(WHAT YOU WILL DO):
Each line of the material below that holds the word "components" needs to be copied.

==========

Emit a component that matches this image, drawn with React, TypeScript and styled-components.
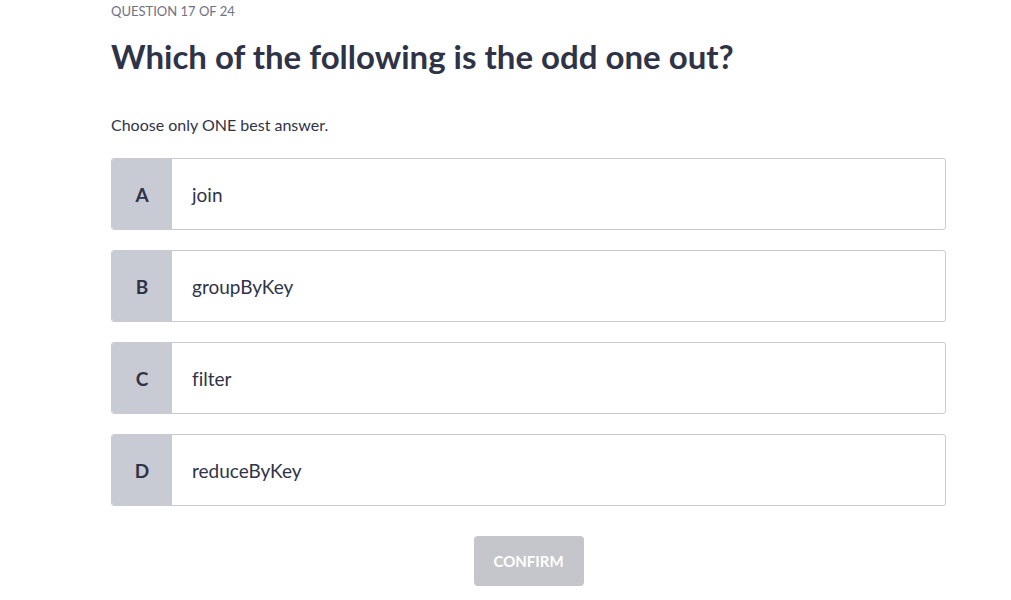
import React from "react";
import styled, { createGlobalStyle } from "styled-components";

const Global = createGlobalStyle`
  html, body { margin: 0; padding: 0; background: #ffffff; }
  body {
    font-family: "Lato", "Noto Sans", sans-serif;
    color: #2f3347;
    font-variant-ligatures: none;
  }
`;

const Page = styled.div`
  width: 835px;
  margin-left: 111px;
  display: flex;
  flex-direction: column;
`;

const Eyebrow = styled.div`
  margin-top: 2px;
  font-size: 13px;
  line-height: 18px;
  color: #6e7282;
`;

const Title = styled.h1`
  margin: 16px 0 0;
  font-size: 33px;
  line-height: 40px;
  font-weight: 700;
  color: #2f3347;
`;

const Hint = styled.p`
  margin: 39px 0 0;
  font-size: 16px;
  line-height: 20px;
  color: #2f3347;
`;

const Options = styled.div`
  margin-top: 23px;
  display: flex;
  flex-direction: column;
  gap: 20px;
`;

const Option = styled.div`
  display: flex;
  height: 72px;
  box-sizing: border-box;
  border: 1px solid #c9cad3;
  border-radius: 3px;
  overflow: hidden;
  background: #fff;
`;

const Letter = styled.div`
  width: 60px;
  flex: none;
  background: #c9cbd4;
  display: flex;
  align-items: center;
  justify-content: center;
  font-size: 19px;
  font-weight: 700;
  color: #2f3347;
`;

const Text = styled.div`
  display: flex;
  align-items: center;
  padding-left: 20px;
  font-size: 19px;
  color: #2f3347;
`;

const Footer = styled.div`
  display: flex;
  justify-content: center;
  margin-top: 30px;
`;

const Confirm = styled.button`
  width: 110px;
  height: 50px;
  border: none;
  border-radius: 4px;
  background: #c5c6cb;
  color: #ffffff;
  font-family: inherit;
  font-size: 15px;
  font-weight: 700;
`;

const options = [
  ["A", "join"],
  ["B", "groupByKey"],
  ["C", "filter"],
  ["D", "reduceByKey"],
];

export default function App() {
  return (
    <>
      <Global />
      <Page>
        <Eyebrow>QUESTION 17 OF 24</Eyebrow>
        <Title>Which of the following is the odd one out?</Title>
        <Hint>Choose only ONE best answer.</Hint>
        <Options>
          {options.map(([l, t]) => (
            <Option key={l}>
              <Letter>{l}</Letter>
              <Text>{t}</Text>
            </Option>
          ))}
        </Options>
        <Footer>
          <Confirm>CONFIRM</Confirm>
        </Footer>
      </Page>
    </>
  );
}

==========

(CORRECT RESPONSE):
Emit a component that matches this image, drawn with React, TypeScript and styled-components.
import styled, { createGlobalStyle } from "styled-components";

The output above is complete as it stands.